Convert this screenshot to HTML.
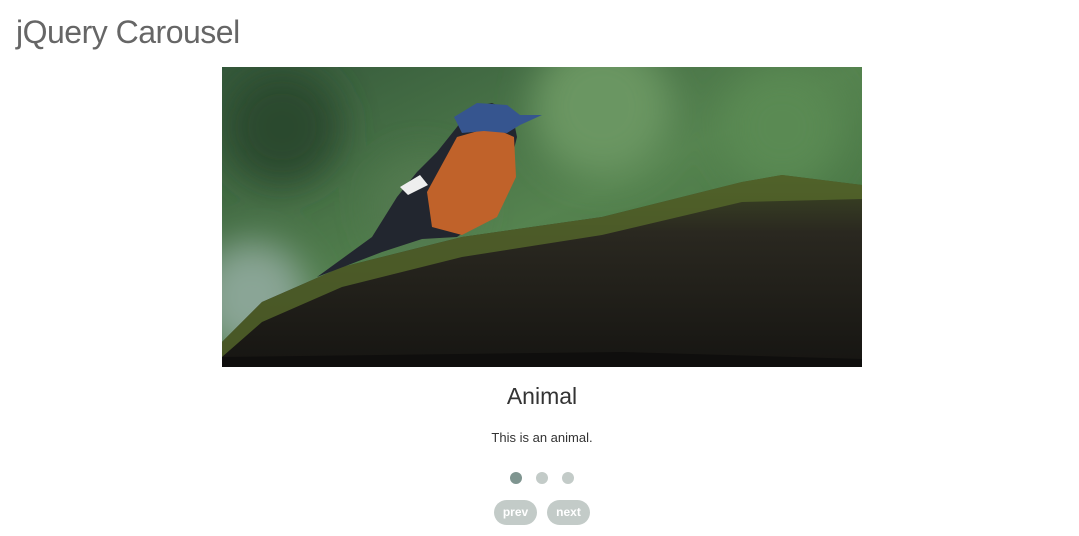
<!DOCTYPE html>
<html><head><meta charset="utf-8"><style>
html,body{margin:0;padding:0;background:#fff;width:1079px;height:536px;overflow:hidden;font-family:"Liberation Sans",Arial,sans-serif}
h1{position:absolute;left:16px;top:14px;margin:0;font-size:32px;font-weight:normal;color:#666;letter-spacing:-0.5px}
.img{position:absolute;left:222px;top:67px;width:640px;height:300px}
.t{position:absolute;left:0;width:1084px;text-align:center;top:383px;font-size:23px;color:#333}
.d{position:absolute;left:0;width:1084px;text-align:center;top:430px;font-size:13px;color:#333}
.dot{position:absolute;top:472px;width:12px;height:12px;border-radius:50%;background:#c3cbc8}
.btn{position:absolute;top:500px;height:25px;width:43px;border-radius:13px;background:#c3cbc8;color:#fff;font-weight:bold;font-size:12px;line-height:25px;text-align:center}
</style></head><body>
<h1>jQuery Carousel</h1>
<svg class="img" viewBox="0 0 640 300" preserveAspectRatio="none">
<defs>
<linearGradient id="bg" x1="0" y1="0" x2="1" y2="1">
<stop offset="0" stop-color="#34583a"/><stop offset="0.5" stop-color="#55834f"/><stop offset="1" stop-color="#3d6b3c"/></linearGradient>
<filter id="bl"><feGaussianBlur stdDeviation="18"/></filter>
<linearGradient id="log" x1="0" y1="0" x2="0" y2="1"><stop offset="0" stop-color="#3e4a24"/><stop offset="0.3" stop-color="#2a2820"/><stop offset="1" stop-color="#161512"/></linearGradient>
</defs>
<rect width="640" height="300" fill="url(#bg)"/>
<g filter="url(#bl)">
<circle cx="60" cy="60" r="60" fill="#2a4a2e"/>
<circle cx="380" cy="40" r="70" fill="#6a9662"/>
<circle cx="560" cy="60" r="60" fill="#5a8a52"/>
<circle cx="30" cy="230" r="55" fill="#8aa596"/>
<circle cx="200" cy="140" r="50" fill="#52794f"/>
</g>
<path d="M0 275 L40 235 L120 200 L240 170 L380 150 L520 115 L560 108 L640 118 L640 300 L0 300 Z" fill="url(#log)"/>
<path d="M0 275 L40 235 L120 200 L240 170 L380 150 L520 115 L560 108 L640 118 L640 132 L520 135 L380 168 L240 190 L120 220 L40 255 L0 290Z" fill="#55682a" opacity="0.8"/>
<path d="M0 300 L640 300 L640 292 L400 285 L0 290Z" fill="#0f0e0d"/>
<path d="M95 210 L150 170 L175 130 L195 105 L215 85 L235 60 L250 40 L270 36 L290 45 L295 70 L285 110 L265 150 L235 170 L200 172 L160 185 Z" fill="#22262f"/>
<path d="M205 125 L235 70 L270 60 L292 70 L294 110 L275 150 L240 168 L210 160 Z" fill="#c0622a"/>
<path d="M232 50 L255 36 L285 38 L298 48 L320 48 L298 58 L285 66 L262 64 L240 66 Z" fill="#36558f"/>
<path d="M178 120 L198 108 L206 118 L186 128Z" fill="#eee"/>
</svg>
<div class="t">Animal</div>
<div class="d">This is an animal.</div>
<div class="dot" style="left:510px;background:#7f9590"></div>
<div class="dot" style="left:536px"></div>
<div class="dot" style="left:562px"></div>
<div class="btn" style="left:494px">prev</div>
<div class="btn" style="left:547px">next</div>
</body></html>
--------------------
_PROMPT_: Make an exact copy of the data above, pictures excluded.

_EXPECTED ANSWER_:
Convert this screenshot to HTML.
<!DOCTYPE html>
<html><head><meta charset="utf-8"><style>
html,body{margin:0;padding:0;background:#fff;width:1079px;height:536px;overflow:hidden;font-family:"Liberation Sans",Arial,sans-serif}
h1{position:absolute;left:16px;top:14px;margin:0;font-size:32px;font-weight:normal;color:#666;letter-spacing:-0.5px}
.img{position:absolute;left:222px;top:67px;width:640px;height:300px}
.t{position:absolute;left:0;width:1084px;text-align:center;top:383px;font-size:23px;color:#333}
.d{position:absolute;left:0;width:1084px;text-align:center;top:430px;font-size:13px;color:#333}
.dot{position:absolute;top:472px;width:12px;height:12px;border-radius:50%;background:#c3cbc8}
.btn{position:absolute;top:500px;height:25px;width:43px;border-radius:13px;background:#c3cbc8;color:#fff;font-weight:bold;font-size:12px;line-height:25px;text-align:center}
</style></head><body>
<h1>jQuery Carousel</h1>
<svg class="img" viewBox="0 0 640 300" preserveAspectRatio="none">
<defs>
<linearGradient id="bg" x1="0" y1="0" x2="1" y2="1">
<stop offset="0" stop-color="#34583a"/><stop offset="0.5" stop-color="#55834f"/><stop offset="1" stop-color="#3d6b3c"/></linearGradient>
<filter id="bl"><feGaussianBlur stdDeviation="18"/></filter>
<linearGradient id="log" x1="0" y1="0" x2="0" y2="1"><stop offset="0" stop-color="#3e4a24"/><stop offset="0.3" stop-color="#2a2820"/><stop offset="1" stop-color="#161512"/></linearGradient>
</defs>
<rect width="640" height="300" fill="url(#bg)"/>
<g filter="url(#bl)">
<circle cx="60" cy="60" r="60" fill="#2a4a2e"/>
<circle cx="380" cy="40" r="70" fill="#6a9662"/>
<circle cx="560" cy="60" r="60" fill="#5a8a52"/>
<circle cx="30" cy="230" r="55" fill="#8aa596"/>
<circle cx="200" cy="140" r="50" fill="#52794f"/>
</g>
<path d="M0 275 L40 235 L120 200 L240 170 L380 150 L520 115 L560 108 L640 118 L640 300 L0 300 Z" fill="url(#log)"/>
<path d="M0 275 L40 235 L120 200 L240 170 L380 150 L520 115 L560 108 L640 118 L640 132 L520 135 L380 168 L240 190 L120 220 L40 255 L0 290Z" fill="#55682a" opacity="0.8"/>
<path d="M0 300 L640 300 L640 292 L400 285 L0 290Z" fill="#0f0e0d"/>
<path d="M95 210 L150 170 L175 130 L195 105 L215 85 L235 60 L250 40 L270 36 L290 45 L295 70 L285 110 L265 150 L235 170 L200 172 L160 185 Z" fill="#22262f"/>
<path d="M205 125 L235 70 L270 60 L292 70 L294 110 L275 150 L240 168 L210 160 Z" fill="#c0622a"/>
<path d="M232 50 L255 36 L285 38 L298 48 L320 48 L298 58 L285 66 L262 64 L240 66 Z" fill="#36558f"/>
<path d="M178 120 L198 108 L206 118 L186 128Z" fill="#eee"/>
</svg>
<div class="t">Animal</div>
<div class="d">This is an animal.</div>
<div class="dot" style="left:510px;background:#7f9590"></div>
<div class="dot" style="left:536px"></div>
<div class="dot" style="left:562px"></div>
<div class="btn" style="left:494px">prev</div>
<div class="btn" style="left:547px">next</div>
</body></html>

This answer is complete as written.